It's a familiar story: a startup moves fast, raises its first round, and somewhere between product launch and hiring spree, someone says "we should probably sort out the brand." So, they do — quickly, cheaply, and with the best intentions.
Two years later, they're doing it again.
After more than 25 years of working with global corporations, SMEs, NGOs, and early-stage ventures, we've seen this pattern more times than we'd like. And it always starts with the same assumption: that speed-boats need less branding. Faster. Leaner. Cheaper.
We'd argue that the opposite is true.
The moment you can't afford to get it wrong
In the early stages, everything is in motion — product, team, positioning, and market. Branding feels like a thing that can wait. But this is precisely when a clear brand logic does the most work. Not as decoration. As infrastructure.
Think about what a brand actually does in this phase. It's what makes a candidate choose you over a better-funded competitor. It's what gives an investor confidence before the numbers are there to back it up. It's what convinces a retail buyer, a distribution partner, or a potential customer to take you seriously in a room full of more established players. A strong brand doesn't just communicate who you are — it makes people decide you're worth their time.
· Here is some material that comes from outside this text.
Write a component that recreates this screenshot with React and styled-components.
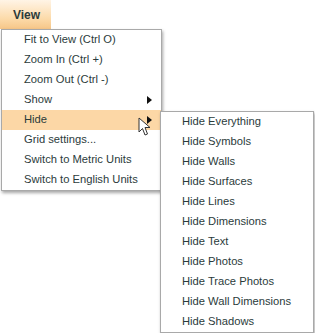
import React from 'react';
import styled, { createGlobalStyle } from 'styled-components';

const GlobalStyle = createGlobalStyle`
  html, body {
    margin: 0;
    padding: 0;
    background: #fff;
    font-family: "Liberation Sans", Arial, sans-serif;
  }
`;

const Page = styled.div`
  position: relative;
  width: 315px;
  height: 333px;
  overflow: hidden;
`;

const MenuButton = styled.div`
  display: flex;
  align-items: center;
  justify-content: center;
  width: 51px;
  height: 29px;
  box-sizing: border-box;
  padding-left: 2px;
  background: linear-gradient(#fff4e6, #fcdaa9 65%, #f6c688);
  color: #2b3b3b;
  font-weight: bold;
  font-size: 12px;
`;

const Menu = styled.div`
  position: absolute;
  left: ${(p) => p.left}px;
  top: ${(p) => p.top}px;
  width: ${(p) => p.width}px;
  box-sizing: border-box;
  display: flex;
  flex-direction: column;
  background: #fff;
  border: 1px solid #a9a9a9;
  box-shadow: 1px 2px 3px rgba(0, 0, 0, 0.35);
`;

const Item = styled.div`
  display: flex;
  align-items: center;
  justify-content: space-between;
  height: 20px;
  box-sizing: border-box;
  padding: 0 9px 2px ${(p) => p.indent}px;
  font-size: 11.2px;
  color: #2b3b3b;
  background: ${(p) => (p.active ? '#fcd7a6' : 'transparent')};
`;

const Arrow = styled.span`
  width: 0;
  height: 0;
  margin-top: 2px;
  border-top: 4px solid transparent;
  border-bottom: 4px solid transparent;
  border-left: 5px solid #111;
`;

const Cursor = styled.svg`
  position: absolute;
  left: 138px;
  top: 117px;
`;

const main = [
  'Fit to View (Ctrl O)',
  'Zoom In (Ctrl +)',
  'Zoom Out (Ctrl -)',
  'Show',
  'Hide',
  'Grid settings...',
  'Switch to Metric Units',
  'Switch to English Units',
];

const sub = [
  'Hide Everything',
  'Hide Symbols',
  'Hide Walls',
  'Hide Surfaces',
  'Hide Lines',
  'Hide Dimensions',
  'Hide Text',
  'Hide Photos',
  'Hide Trace Photos',
  'Hide Wall Dimensions',
  'Hide Shadows',
];

export default function App() {
  return (
    <Page>
      <GlobalStyle />
      <MenuButton>View</MenuButton>
      <Menu left={1} top={29} width={161}>
        {main.map((t) => (
          <Item key={t} indent={22} active={t === 'Hide'}>
            <span>{t}</span>
            {(t === 'Show' || t === 'Hide') && <Arrow />}
          </Item>
        ))}
      </Menu>
      <Menu left={160} top={111} width={154}>
        {sub.map((t) => (
          <Item key={t} indent={21}>
            <span>{t}</span>
          </Item>
        ))}
      </Menu>
      <Cursor width="14" height="20" viewBox="0 0 14 20">
        <path
          d="M1 1 L1 15 L4.5 11.5 L7 18 L9.5 17 L7 10.5 L12 10.5 Z"
          fill="#fff"
          stroke="#333"
          strokeWidth="1"
          strokeLinejoin="round"
        />
      </Cursor>
    </Page>
  );
}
A strong brand in the early stage means strategic focus when everything is uncertain. It means credibility before trust is fully earned. It means a shared language for teams, investors, and customers who are all moving fast and need to stay aligned.
Without it, speed turns into friction. Decisions take longer. Messages fragment. And a few years down the road — usually right before or after a funding round — the brand needs to be rebuilt from scratch. At significantly higher cost.
So the question isn't "how much branding do we need?" It's "how much rework can we afford?".